45. The requirements of paragraph 974-20(1)(c) have not been met.
d) Is it substantially more likely than not that the value of the benefit provided will at least be equal to the value of benefit received and neither value will be nil.
46. As paragraph 974-20(1)(c) has not been met, this requirement has not been considered.
47. It is sufficient to conclude from the above that the scheme is not characterised as and forms part of a larger interest that is characterised as a debt interest, therefore, the scheme is considered to be an equity interest in line with section 974-75(1).
Reporting to the Commissioner
48. Item 10 of the table in section 396-55 of the TAA 1953 states that the issuing by the company of a share could give rise to an entitlement to a tax offset under Subdivision 360-A.
49. Company P is a company who has issued Preference shares to investors during the 201D income year. In line with section 396-55 if the TAA 1953, Company P must prepare a report in the approved form in relation to the Preference shares issued during the 201D financial year if they could give rise to a tax offset under Subdivision 360-A. This report must be provided to the Commissioner 31 days after the end of the financial year.

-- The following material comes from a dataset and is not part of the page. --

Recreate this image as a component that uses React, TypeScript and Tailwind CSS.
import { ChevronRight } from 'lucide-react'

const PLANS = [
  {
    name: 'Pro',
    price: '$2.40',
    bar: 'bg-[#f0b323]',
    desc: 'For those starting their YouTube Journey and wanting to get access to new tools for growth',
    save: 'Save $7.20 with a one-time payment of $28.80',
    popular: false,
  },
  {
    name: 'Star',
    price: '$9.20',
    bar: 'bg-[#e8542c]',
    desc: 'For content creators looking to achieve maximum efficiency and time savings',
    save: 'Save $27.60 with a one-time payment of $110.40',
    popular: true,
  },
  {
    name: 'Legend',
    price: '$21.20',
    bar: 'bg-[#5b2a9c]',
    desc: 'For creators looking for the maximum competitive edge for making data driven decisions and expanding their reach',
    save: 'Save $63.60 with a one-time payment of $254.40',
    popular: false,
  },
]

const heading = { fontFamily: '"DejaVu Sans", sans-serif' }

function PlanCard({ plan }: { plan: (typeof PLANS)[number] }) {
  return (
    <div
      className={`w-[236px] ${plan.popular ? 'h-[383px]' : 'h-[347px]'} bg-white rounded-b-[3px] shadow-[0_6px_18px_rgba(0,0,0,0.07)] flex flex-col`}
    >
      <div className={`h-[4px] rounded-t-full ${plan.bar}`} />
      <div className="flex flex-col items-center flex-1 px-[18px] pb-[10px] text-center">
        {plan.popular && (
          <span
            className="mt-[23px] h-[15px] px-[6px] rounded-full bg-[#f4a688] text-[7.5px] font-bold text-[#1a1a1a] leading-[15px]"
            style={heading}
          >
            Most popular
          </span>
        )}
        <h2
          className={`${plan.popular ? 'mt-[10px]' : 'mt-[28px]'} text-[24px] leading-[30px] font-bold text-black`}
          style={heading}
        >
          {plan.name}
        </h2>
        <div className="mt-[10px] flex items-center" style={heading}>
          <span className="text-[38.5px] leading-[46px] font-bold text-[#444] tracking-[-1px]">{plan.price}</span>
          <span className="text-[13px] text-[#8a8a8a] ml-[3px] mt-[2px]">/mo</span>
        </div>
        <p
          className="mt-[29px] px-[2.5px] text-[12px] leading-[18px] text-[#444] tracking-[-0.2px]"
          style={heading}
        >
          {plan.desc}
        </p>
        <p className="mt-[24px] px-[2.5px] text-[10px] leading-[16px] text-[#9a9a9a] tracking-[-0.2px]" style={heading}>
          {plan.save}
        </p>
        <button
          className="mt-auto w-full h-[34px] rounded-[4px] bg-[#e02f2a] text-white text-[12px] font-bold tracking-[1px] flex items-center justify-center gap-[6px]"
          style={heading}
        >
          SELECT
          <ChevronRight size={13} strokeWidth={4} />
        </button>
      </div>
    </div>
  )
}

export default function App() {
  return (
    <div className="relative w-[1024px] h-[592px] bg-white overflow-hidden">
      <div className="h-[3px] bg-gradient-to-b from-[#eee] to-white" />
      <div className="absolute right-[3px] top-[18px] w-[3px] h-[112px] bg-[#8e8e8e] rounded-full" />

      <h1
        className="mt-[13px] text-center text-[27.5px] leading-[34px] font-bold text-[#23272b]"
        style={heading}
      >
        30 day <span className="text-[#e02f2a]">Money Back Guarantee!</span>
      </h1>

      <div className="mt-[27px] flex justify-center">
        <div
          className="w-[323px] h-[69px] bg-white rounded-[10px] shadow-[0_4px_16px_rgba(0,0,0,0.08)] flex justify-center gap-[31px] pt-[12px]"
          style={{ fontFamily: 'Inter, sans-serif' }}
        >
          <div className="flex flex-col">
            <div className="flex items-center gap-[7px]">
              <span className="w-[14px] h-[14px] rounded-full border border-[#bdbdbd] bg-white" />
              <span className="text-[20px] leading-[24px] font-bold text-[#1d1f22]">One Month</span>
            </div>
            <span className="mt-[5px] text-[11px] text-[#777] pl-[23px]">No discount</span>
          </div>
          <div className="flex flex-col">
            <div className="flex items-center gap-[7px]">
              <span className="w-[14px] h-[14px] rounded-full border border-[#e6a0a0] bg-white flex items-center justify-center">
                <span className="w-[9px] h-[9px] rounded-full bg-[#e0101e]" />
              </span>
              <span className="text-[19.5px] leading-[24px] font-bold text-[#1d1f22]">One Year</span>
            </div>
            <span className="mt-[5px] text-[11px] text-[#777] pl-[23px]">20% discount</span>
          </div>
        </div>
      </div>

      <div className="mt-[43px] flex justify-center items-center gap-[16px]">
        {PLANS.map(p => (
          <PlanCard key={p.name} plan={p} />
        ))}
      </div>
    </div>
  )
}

50. The Preference shares issued during the 201D financial year by Company P are equity interests as required by paragraph 360-15(1)(b) and Company P satisfies the early stage test (paragraphs 360-40(1)(a) to (d)). If Company P satisfies paragraph 360-40(1)(e) then the Preference shares could be eligible to a tax offset under Subdivision 360-A.
Conclusion
51. For the purposes of item 10 of the table in section 396-55 of Schedule 1 to the TAA 1953 the issuing of Preference shares by Company P are an equity interest as per the requirement at 360-15(1).